Woran kann das liegen? Kann ich das irgendwie optimieren? Oder dem Programm mehr Prozessorleistung für diese Sache zuweisen?

Vielen Dank,

Black


----------



## Zvoni (31. Oktober 2008)

Wuha! Dir ist klar, dass du effektiv *304384* Variablen hast, welche du dann speichern willst? Das bedeutet auch, dass du die WritePrivateProfileString 304384 mal aufrufst. Denk dran: Die langsamste Komponente ist meistens die Festplatte, und wenn du 304384 mal die Datei öffnest, hineinschreibst und wieder schliesst, wundert es mich nicht, dass es so lange braucht.

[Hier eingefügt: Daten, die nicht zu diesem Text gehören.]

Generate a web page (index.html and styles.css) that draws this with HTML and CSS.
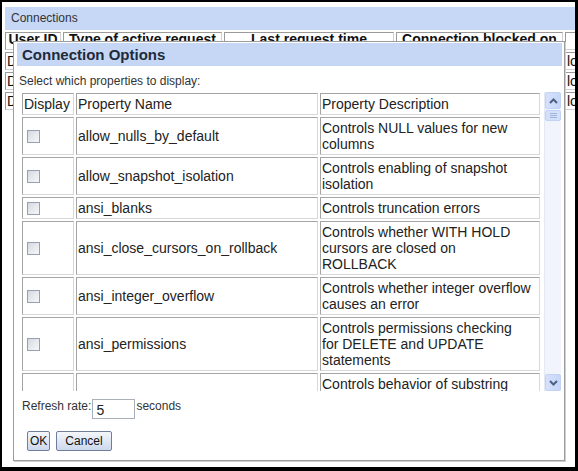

Als Optimierung fällt mir nur asynchrone ActiveX-DLL ein, weil diese in dem Fall einen eigenen Thread erzeugt.

Mehr Prozessorleistung wird nichts bringen, da die langsamste Komponente dich ausbremst (Festplatte).


----------



## Black-Zero (31. Oktober 2008)

Zvoni hat gesagt.:


> Als Optimierung fällt mir nur asynchrone ActiveX-DLL ein, weil diese in dem Fall einen eigenen Thread erzeugt



Was ist das? Wie geht das?

Vielen Dank,

Black


----------



## Zvoni (31. Oktober 2008)

Das ist eher fortgeschrittene Programmiertechnik. Falls du Anfänger bist, bin ich mir nicht sicher, ob das ne Nummer zu gross ist für dich.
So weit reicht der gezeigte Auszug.